JOURNAL ARTICLE

Airborne transmission of SARS-CoV-2 via aerosols

Laura Comber, Eamon O Murchu, Linda Drummond, Paul G Carty, Kieran A Walsh, Cillian F De Gascun, Máire A Connolly, Susan M Smith, Michelle O'Neill, Máirín Ryan, Patricia Harrington
Reviews in Medical Virology 2020 October 26, : e2184
33105071
A key consideration in the Covid-19 pandemic is the dominant modes of transmission of the severe acute respiratory syndrome coronavirus 2 (SARS-CoV-2) virus. The objective of this review was to synthesise the evidence for the potential airborne transmission of SARS-CoV-2 via aerosols. Systematic literature searches were conducted in PubMed, Embase, Europe PMC and National Health Service UK evidence up to 27 July 2020. A protocol was published and Cochrane guidance for rapid review methodology was adhered to throughout. Twenty-eight studies were identified. Seven out of eight epidemiological studies suggest aerosol transmission may occur, with enclosed environments and poor ventilation noted as possible contextual factors.
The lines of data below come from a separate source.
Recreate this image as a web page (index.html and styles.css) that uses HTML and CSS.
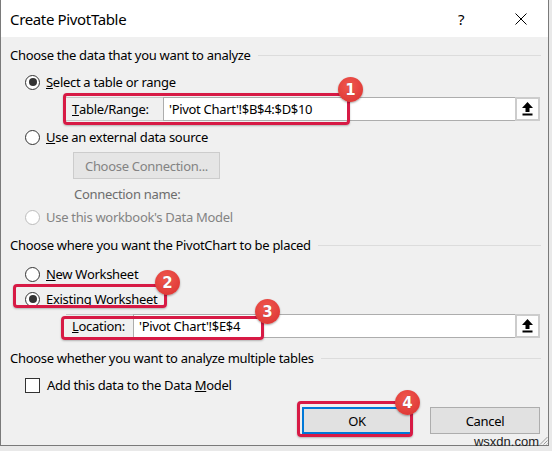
FILE: index.html
```html
<!DOCTYPE html>
<html>
<head>
<meta charset="utf-8">
<link rel="stylesheet" href="styles.css">
</head>
<body>
<div class="window">
  <div class="titlebar">
    <span class="title">Create PivotTable</span>
    <span class="help">?</span>
    <svg class="close" width="12" height="12" viewBox="0 0 12 12"><path d="M0.5 0.5 L11.5 11.5 M11.5 0.5 L0.5 11.5" stroke="#000" stroke-width="1" fill="none"/></svg>
  </div>
  <div class="body">
    <div class="group-head h1"><span>Choose the data that you want to analyze</span><span class="rule"></span></div>
    <div class="radio-row r1"><span class="radio checked"></span><span><u>S</u>elect a table or range</span></div>
    <div class="refedit e1">
      <span class="ref-label l1"><u>T</u>able/Range:</span>
      <span class="ref-input">'Pivot Chart'!$B$4:$D$10</span>
      <span class="ref-btn"><svg width="11" height="14" viewBox="0 0 11 14"><path d="M5.5 0 L11 6 L7.5 6 L7.5 10 L3.5 10 L3.5 6 L0 6 Z" fill="#000"/><rect x="0.5" y="11.5" width="10" height="2" fill="#000"/></svg></span>
    </div>
    <div class="radio-row r2"><span class="radio"></span><span><u>U</u>se an external data source</span></div>
    <div class="conn-btn">Choose Connection...</div>
    <div class="conn-name">Connection name:</div>
    <div class="radio-row r3 disabled"><span class="radio"></span><span>Use this workbook's Data Model</span></div>
    <div class="group-head h2"><span>Choose where you want the PivotChart to be placed</span><span class="rule"></span></div>
    <div class="radio-row r4"><span class="radio"></span><span><u>N</u>ew Worksheet</span></div>
    <div class="radio-row r5"><span class="radio checked"></span><span><u>E</u>xisting Worksheet</span></div>
    <div class="refedit e2">
      <span class="ref-label l2"><u>L</u>ocation:</span>
      <span class="ref-input">'Pivot Chart'!$E$4</span>
      <span class="ref-btn"><svg width="11" height="14" viewBox="0 0 11 14"><path d="M5.5 0 L11 6 L7.5 6 L7.5 10 L3.5 10 L3.5 6 L0 6 Z" fill="#000"/><rect x="0.5" y="11.5" width="10" height="2" fill="#000"/></svg></span>
    </div>
    <div class="group-head h3"><span>Choose whether you want to analyze multiple tables</span><span class="rule"></span></div>
    <div class="check-row"><span class="checkbox"></span><span>Add this data to the Data <u>M</u>odel</span></div>
    <div class="buttons">
      <div class="btn default">OK</div>
      <div class="btn">Cancel</div>
    </div>

    <div class="mark m1"></div><div class="badge b1">1</div>
    <div class="mark m2"></div><div class="badge b2">2</div>
    <div class="mark m3"></div><div class="badge b3">3</div>
    <div class="mark m4"></div><div class="badge b4">4</div>
    <div class="watermark">wsxdn.com</div>
    <svg class="grip" width="9" height="9" viewBox="0 0 9 9"><path d="M8.5 1 L1 8.5 M8.5 4.5 L4.5 8.5 M8.5 7.5 L7.5 8.5" stroke="#9a9a9a" stroke-width="1"/></svg>
  </div>
</div>
</body>
</html>
```
FILE: styles.css
```css
html, body {
  margin: 0;
  padding: 0;
}
body {
  background: #e9e9e9;
  width: 552px;
  height: 451px;
  overflow: hidden;
  font-family: "Noto Sans", "Open Sans", sans-serif;
  font-size: 13px;
  letter-spacing: -0.3px;
  color: #000;
}
.window {
  width: 547px;
  height: 445px;
  border-left: 1px solid #7a7a7a;
  border-right: 1px solid #7a7a7a;
  border-bottom: 1px solid #7a7a7a;
  background: #f0f0f0;
  display: flex;
  flex-direction: column;
}
.titlebar {
  height: 37px;
  background: #fff;
  display: flex;
  align-items: center;
  flex-shrink: 0;
}
.title {
  font-size: 15px;
  letter-spacing: -0.35px;
  margin-left: 9px;
  flex: 1;
}
.help {
  font-size: 15px;
  width: 10px;
  margin-right: 47px;
}
.close {
  margin-right: 21px;
}
.body {
  position: relative;
  flex: 1;
  padding-left: 9px;
  display: flex;
  flex-direction: column;
  align-items: flex-start;
}
.group-head {
  display: flex;
  align-items: center;
  height: 20px;
  width: 531px;
  white-space: nowrap;
}
.group-head .rule {
  flex: 1;
  height: 1px;
  background: #dcdcdc;
  margin-left: 7px;
}
.h1 { margin-top: 8px; }
.h2 { margin-top: 8px; }
.h3 { margin-top: 10px; }
.radio-row, .check-row {
  display: flex;
  align-items: center;
  height: 20px;
  margin-left: 15px;
  white-space: nowrap;
}
.radio {
  width: 13px;
  height: 13px;
  border: 1px solid #333;
  border-radius: 50%;
  background: #fff;
  margin-right: 6px;
  display: flex;
  align-items: center;
  justify-content: center;
}
.radio.checked::after {
  content: "";
  width: 8px;
  height: 8px;
  border-radius: 50%;
  background: #333;
}
.disabled { color: #838383; }
.disabled .radio { border-color: #bcbcbc; }
.r1 { margin-top: 7px; }
.r2 { margin-top: 6px; }
.r3 { margin-top: 3px; }
.r4 { margin-top: 9px; }
.r5 { margin-top: 5px; }
.refedit {
  display: flex;
  height: 24px;
  width: 474px;
  margin-left: 56px;
  margin-top: 5px;
}
.ref-label {
  display: flex;
  align-items: center;
  padding-left: 6px;
  border-top: 1px solid #c8c8c8;
  border-bottom: 1px solid #c8c8c8;
  box-sizing: border-box;
}
.l1 { width: 97px; }
.l2 { width: 67px; }
.ref-input {
  flex: 1;
  display: flex;
  align-items: center;
  background: #fff;
  border: 1px solid #adadad;
  border-right: none;
  padding-left: 5px;
  box-sizing: border-box;
}
.ref-btn {
  width: 25px;
  box-sizing: border-box;
  border: 2px solid #cccccc;
  background: #fdfdfd;
  display: flex;
  align-items: center;
  justify-content: center;
}
.conn-btn {
  margin-top: 5px;
  margin-left: 63px;
  width: 147px;
  height: 27px;
  box-sizing: border-box;
  border: 1px solid #cccccc;
  background: #e5e5e5;
  color: #838383;
  display: flex;
  align-items: center;
  justify-content: center;
}
.conn-name {
  margin-top: 5px;
  margin-left: 64px;
  height: 20px;
  display: flex;
  align-items: center;
  color: #6d6d6d;
}
.check-row { margin-top: 7px; }
.checkbox {
  width: 13px;
  height: 13px;
  border: 1px solid #333;
  background: #fff;
  margin-right: 7px;
}
.buttons {
  margin-top: 12px;
  margin-left: 292px;
  display: flex;
  gap: 18px;
}
.btn {
  width: 110px;
  height: 27px;
  box-sizing: border-box;
  border: 1px solid #adadad;
  background: #e1e1e1;
  display: flex;
  align-items: center;
  justify-content: center;
}
.btn.default {
  border: 2px solid #0078d7;
}
.mark {
  position: absolute;
  border: 3px solid #d71a45;
  border-radius: 4px;
  box-shadow: 0 1px 2px rgba(0,0,0,0.25);
}
.m1 { left: 62px; top: 56px; width: 281px; height: 26px; }
.m2 { left: 12px; top: 247px; width: 148px; height: 18px; }
.m3 { left: 60px; top: 279px; width: 197px; height: 18px; }
.m4 { left: 296px; top: 364px; width: 110px; height: 30px; }
.badge {
  position: absolute;
  width: 25px;
  height: 25px;
  border-radius: 50%;
  background: radial-gradient(circle at 45% 35%, #f1584f, #d9302f);
  color: #fff;
  font-family: "DejaVu Sans", sans-serif;
  font-weight: bold;
  font-size: 15px;
  letter-spacing: 0;
  display: flex;
  align-items: center;
  justify-content: center;
  box-shadow: 0 1px 2px rgba(0,0,0,0.35);
  text-shadow: 0 0 1px rgba(0,0,0,0.4);
}
.b1 { left: 337px; top: 40px; }
.b2 { left: 154px; top: 233px; }
.b3 { left: 254px; top: 262px; }
.b4 { left: 394px; top: 353px; }
.watermark {
  position: absolute;
  right: 9px;
  bottom: -3px;
  font-family: "Liberation Sans", sans-serif;
  font-size: 13px;
  letter-spacing: 0;
  color: #222;
  line-height: 12px;
}
.grip {
  position: absolute;
  right: 0;
  bottom: 0;
}
```
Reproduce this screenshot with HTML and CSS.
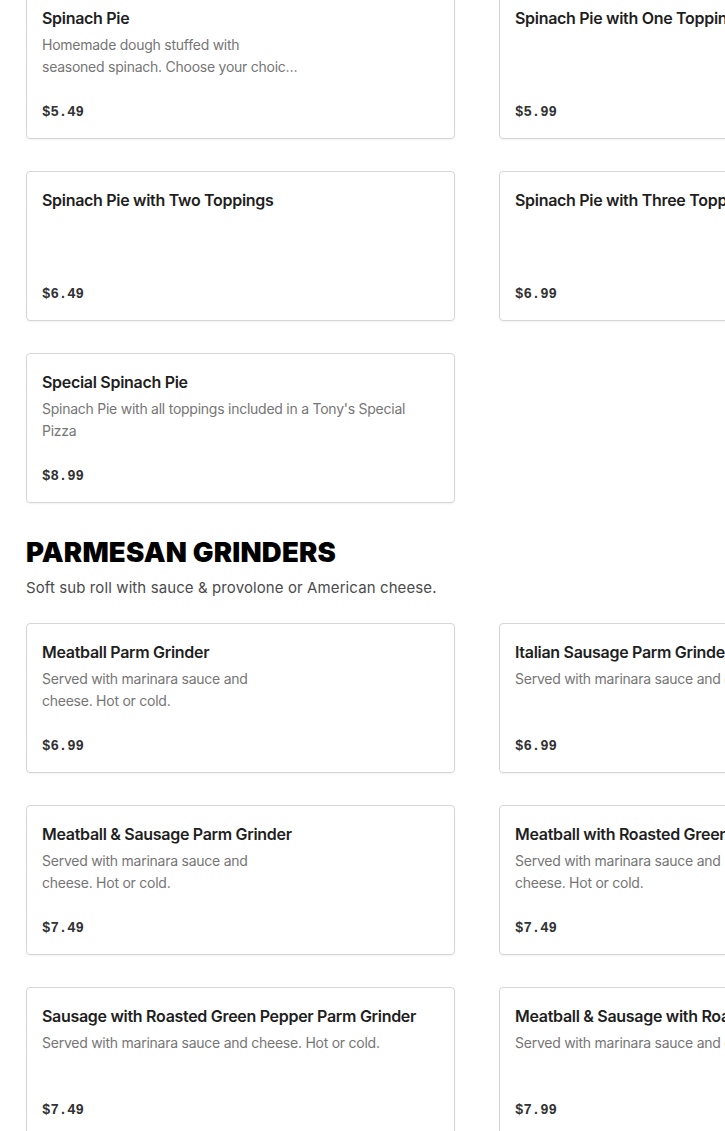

Ten of the 16 air sampling studies detected SARS-CoV-2 ribonucleic acid; however, only three of these studies attempted to culture the virus with one being successful in a limited number of samples. Two of four virological studies using artificially generated aerosols indicated that SARS-CoV-2 is viable in aerosols. The results of this review indicate there is inconclusive evidence regarding the viability and infectivity of SARS-CoV-2 in aerosols. Epidemiological studies suggest possible transmission, with contextual factors noted. Viral particles have been detected in air sampling studies with some evidence of clinical infectivity, and virological studies indicate these particles may represent live virus, adding further plausibility. However, there is uncertainty as to the nature and impact of aerosol transmission of SARS-CoV-2, and its relative contribution to the Covid-19 pandemic compared with other modes of transmission.